--- Begin Given information ---

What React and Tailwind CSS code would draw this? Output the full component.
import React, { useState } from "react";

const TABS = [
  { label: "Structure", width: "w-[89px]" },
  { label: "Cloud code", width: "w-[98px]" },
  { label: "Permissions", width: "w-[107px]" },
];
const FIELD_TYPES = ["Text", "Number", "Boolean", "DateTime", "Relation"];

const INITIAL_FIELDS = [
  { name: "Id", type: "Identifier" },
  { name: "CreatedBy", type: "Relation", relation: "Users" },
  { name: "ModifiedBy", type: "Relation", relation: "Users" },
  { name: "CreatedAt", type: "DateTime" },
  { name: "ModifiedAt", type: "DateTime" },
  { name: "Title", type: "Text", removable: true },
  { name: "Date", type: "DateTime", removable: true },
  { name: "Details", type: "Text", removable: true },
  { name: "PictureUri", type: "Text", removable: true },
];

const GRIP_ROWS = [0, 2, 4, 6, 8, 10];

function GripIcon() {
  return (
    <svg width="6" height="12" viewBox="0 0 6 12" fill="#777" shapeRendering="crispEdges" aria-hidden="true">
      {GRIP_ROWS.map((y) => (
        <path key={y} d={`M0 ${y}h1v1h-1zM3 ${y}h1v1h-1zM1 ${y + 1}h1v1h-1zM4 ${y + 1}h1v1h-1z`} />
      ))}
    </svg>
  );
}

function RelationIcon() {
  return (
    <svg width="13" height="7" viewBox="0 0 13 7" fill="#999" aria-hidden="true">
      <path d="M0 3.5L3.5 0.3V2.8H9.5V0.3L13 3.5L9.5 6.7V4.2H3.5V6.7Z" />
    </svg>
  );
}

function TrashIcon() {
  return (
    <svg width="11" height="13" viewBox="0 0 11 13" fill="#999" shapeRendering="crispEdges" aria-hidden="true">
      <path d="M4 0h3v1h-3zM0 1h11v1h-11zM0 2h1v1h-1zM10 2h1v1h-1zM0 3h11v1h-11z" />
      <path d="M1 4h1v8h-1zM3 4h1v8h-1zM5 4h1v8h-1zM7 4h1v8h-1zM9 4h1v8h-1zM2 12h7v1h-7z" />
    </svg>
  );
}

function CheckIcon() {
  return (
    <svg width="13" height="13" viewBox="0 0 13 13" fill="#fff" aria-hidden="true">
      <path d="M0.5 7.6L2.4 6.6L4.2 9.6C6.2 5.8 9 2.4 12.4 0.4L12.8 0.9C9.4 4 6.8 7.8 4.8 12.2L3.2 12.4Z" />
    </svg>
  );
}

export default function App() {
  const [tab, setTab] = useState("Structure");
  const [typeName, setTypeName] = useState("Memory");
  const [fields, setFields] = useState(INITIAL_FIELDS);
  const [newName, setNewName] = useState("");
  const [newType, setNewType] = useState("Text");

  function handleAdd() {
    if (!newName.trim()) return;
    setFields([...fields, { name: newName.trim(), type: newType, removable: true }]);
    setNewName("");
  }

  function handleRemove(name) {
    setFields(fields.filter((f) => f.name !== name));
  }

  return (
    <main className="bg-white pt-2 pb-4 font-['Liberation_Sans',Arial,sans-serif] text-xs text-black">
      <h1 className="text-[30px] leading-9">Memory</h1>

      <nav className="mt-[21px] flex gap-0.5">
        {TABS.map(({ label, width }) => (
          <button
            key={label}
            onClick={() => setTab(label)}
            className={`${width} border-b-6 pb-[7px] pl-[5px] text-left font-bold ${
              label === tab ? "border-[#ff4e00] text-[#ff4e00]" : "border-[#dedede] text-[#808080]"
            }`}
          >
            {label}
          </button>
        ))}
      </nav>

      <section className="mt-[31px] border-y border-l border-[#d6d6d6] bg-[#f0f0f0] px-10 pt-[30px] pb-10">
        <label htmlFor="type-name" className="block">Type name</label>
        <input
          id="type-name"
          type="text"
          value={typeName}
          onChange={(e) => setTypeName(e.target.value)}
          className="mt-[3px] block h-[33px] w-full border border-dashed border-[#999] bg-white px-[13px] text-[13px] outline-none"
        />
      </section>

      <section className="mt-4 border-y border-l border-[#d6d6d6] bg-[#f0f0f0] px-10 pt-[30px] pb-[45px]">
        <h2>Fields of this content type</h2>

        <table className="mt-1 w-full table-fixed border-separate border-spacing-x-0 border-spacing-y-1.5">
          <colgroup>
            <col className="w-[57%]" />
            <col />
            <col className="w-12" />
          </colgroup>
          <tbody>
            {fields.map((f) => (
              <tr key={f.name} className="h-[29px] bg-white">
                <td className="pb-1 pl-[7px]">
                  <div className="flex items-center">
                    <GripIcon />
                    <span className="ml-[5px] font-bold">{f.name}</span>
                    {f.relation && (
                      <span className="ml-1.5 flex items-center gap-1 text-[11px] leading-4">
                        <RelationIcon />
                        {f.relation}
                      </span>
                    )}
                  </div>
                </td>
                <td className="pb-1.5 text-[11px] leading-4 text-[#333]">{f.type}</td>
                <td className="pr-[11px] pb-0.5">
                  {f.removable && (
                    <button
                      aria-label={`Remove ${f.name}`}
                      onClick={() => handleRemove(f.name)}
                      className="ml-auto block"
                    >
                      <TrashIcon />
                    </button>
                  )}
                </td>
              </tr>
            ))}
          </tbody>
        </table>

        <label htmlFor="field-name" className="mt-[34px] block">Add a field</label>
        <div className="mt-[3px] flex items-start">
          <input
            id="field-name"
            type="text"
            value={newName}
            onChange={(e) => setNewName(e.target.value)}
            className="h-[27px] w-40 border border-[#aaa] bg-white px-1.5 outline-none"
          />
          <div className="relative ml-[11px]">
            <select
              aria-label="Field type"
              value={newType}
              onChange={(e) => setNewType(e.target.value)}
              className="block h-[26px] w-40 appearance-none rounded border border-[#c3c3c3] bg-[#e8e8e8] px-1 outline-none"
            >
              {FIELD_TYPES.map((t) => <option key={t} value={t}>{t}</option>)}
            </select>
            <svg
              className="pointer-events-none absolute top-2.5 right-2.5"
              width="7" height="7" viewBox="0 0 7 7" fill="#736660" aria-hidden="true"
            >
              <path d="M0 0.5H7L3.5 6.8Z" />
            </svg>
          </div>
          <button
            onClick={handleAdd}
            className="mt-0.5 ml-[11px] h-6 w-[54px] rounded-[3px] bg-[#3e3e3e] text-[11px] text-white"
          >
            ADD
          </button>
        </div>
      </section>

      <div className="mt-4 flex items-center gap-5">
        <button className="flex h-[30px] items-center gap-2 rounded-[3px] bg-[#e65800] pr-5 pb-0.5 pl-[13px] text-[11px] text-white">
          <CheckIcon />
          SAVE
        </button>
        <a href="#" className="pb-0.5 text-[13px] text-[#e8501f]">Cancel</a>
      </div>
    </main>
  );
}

--- End Given information ---

◆ **Work to be completed**:
Write out the whole listing again. Match it word for word.

◆ **Response for this exercise**:
What React and Tailwind CSS code would draw this? Output the full component.
import React, { useState } from "react";

const TABS = [
  { label: "Structure", width: "w-[89px]" },
  { label: "Cloud code", width: "w-[98px]" },
  { label: "Permissions", width: "w-[107px]" },
];
const FIELD_TYPES = ["Text", "Number", "Boolean", "DateTime", "Relation"];

const INITIAL_FIELDS = [
  { name: "Id", type: "Identifier" },
  { name: "CreatedBy", type: "Relation", relation: "Users" },
  { name: "ModifiedBy", type: "Relation", relation: "Users" },
  { name: "CreatedAt", type: "DateTime" },
  { name: "ModifiedAt", type: "DateTime" },
  { name: "Title", type: "Text", removable: true },
  { name: "Date", type: "DateTime", removable: true },
  { name: "Details", type: "Text", removable: true },
  { name: "PictureUri", type: "Text", removable: true },
];

const GRIP_ROWS = [0, 2, 4, 6, 8, 10];

function GripIcon() {
  return (
    <svg width="6" height="12" viewBox="0 0 6 12" fill="#777" shapeRendering="crispEdges" aria-hidden="true">
      {GRIP_ROWS.map((y) => (
        <path key={y} d={`M0 ${y}h1v1h-1zM3 ${y}h1v1h-1zM1 ${y + 1}h1v1h-1zM4 ${y + 1}h1v1h-1z`} />
      ))}
    </svg>
  );
}

function RelationIcon() {
  return (
    <svg width="13" height="7" viewBox="0 0 13 7" fill="#999" aria-hidden="true">
      <path d="M0 3.5L3.5 0.3V2.8H9.5V0.3L13 3.5L9.5 6.7V4.2H3.5V6.7Z" />
    </svg>
  );
}

function TrashIcon() {
  return (
    <svg width="11" height="13" viewBox="0 0 11 13" fill="#999" shapeRendering="crispEdges" aria-hidden="true">
      <path d="M4 0h3v1h-3zM0 1h11v1h-11zM0 2h1v1h-1zM10 2h1v1h-1zM0 3h11v1h-11z" />
      <path d="M1 4h1v8h-1zM3 4h1v8h-1zM5 4h1v8h-1zM7 4h1v8h-1zM9 4h1v8h-1zM2 12h7v1h-7z" />
    </svg>
  );
}

function CheckIcon() {
  return (
    <svg width="13" height="13" viewBox="0 0 13 13" fill="#fff" aria-hidden="true">
      <path d="M0.5 7.6L2.4 6.6L4.2 9.6C6.2 5.8 9 2.4 12.4 0.4L12.8 0.9C9.4 4 6.8 7.8 4.8 12.2L3.2 12.4Z" />
    </svg>
  );
}

export default function App() {
  const [tab, setTab] = useState("Structure");
  const [typeName, setTypeName] = useState("Memory");
  const [fields, setFields] = useState(INITIAL_FIELDS);
  const [newName, setNewName] = useState("");
  const [newType, setNewType] = useState("Text");

  function handleAdd() {
    if (!newName.trim()) return;
    setFields([...fields, { name: newName.trim(), type: newType, removable: true }]);
    setNewName("");
  }

  function handleRemove(name) {
    setFields(fields.filter((f) => f.name !== name));
  }

  return (
    <main className="bg-white pt-2 pb-4 font-['Liberation_Sans',Arial,sans-serif] text-xs text-black">
      <h1 className="text-[30px] leading-9">Memory</h1>

      <nav className="mt-[21px] flex gap-0.5">
        {TABS.map(({ label, width }) => (
          <button
            key={label}
            onClick={() => setTab(label)}
            className={`${width} border-b-6 pb-[7px] pl-[5px] text-left font-bold ${
              label === tab ? "border-[#ff4e00] text-[#ff4e00]" : "border-[#dedede] text-[#808080]"
            }`}
          >
            {label}
          </button>
        ))}
      </nav>

      <section className="mt-[31px] border-y border-l border-[#d6d6d6] bg-[#f0f0f0] px-10 pt-[30px] pb-10">
        <label htmlFor="type-name" className="block">Type name</label>
        <input
          id="type-name"
          type="text"
          value={typeName}
          onChange={(e) => setTypeName(e.target.value)}
          className="mt-[3px] block h-[33px] w-full border border-dashed border-[#999] bg-white px-[13px] text-[13px] outline-none"
        />
      </section>

      <section className="mt-4 border-y border-l border-[#d6d6d6] bg-[#f0f0f0] px-10 pt-[30px] pb-[45px]">
        <h2>Fields of this content type</h2>

        <table className="mt-1 w-full table-fixed border-separate border-spacing-x-0 border-spacing-y-1.5">
          <colgroup>
            <col className="w-[57%]" />
            <col />
            <col className="w-12" />
          </colgroup>
          <tbody>
            {fields.map((f) => (
              <tr key={f.name} className="h-[29px] bg-white">
                <td className="pb-1 pl-[7px]">
                  <div className="flex items-center">
                    <GripIcon />
                    <span className="ml-[5px] font-bold">{f.name}</span>
                    {f.relation && (
                      <span className="ml-1.5 flex items-center gap-1 text-[11px] leading-4">
                        <RelationIcon />
                        {f.relation}
                      </span>
                    )}
                  </div>
                </td>
                <td className="pb-1.5 text-[11px] leading-4 text-[#333]">{f.type}</td>
                <td className="pr-[11px] pb-0.5">
                  {f.removable && (
                    <button
                      aria-label={`Remove ${f.name}`}
                      onClick={() => handleRemove(f.name)}
                      className="ml-auto block"
                    >
                      <TrashIcon />
                    </button>
                  )}
                </td>
              </tr>
            ))}
          </tbody>
        </table>

        <label htmlFor="field-name" className="mt-[34px] block">Add a field</label>
        <div className="mt-[3px] flex items-start">
          <input
            id="field-name"
            type="text"
            value={newName}
            onChange={(e) => setNewName(e.target.value)}
            className="h-[27px] w-40 border border-[#aaa] bg-white px-1.5 outline-none"
          />
          <div className="relative ml-[11px]">
            <select
              aria-label="Field type"
              value={newType}
              onChange={(e) => setNewType(e.target.value)}
              className="block h-[26px] w-40 appearance-none rounded border border-[#c3c3c3] bg-[#e8e8e8] px-1 outline-none"
            >
              {FIELD_TYPES.map((t) => <option key={t} value={t}>{t}</option>)}
            </select>
            <svg
              className="pointer-events-none absolute top-2.5 right-2.5"
              width="7" height="7" viewBox="0 0 7 7" fill="#736660" aria-hidden="true"
            >
              <path d="M0 0.5H7L3.5 6.8Z" />
            </svg>
          </div>
          <button
            onClick={handleAdd}
            className="mt-0.5 ml-[11px] h-6 w-[54px] rounded-[3px] bg-[#3e3e3e] text-[11px] text-white"
          >
            ADD
          </button>
        </div>
      </section>

      <div className="mt-4 flex items-center gap-5">
        <button className="flex h-[30px] items-center gap-2 rounded-[3px] bg-[#e65800] pr-5 pb-0.5 pl-[13px] text-[11px] text-white">
          <CheckIcon />
          SAVE
        </button>
        <a href="#" className="pb-0.5 text-[13px] text-[#e8501f]">Cancel</a>
      </div>
    </main>
  );
}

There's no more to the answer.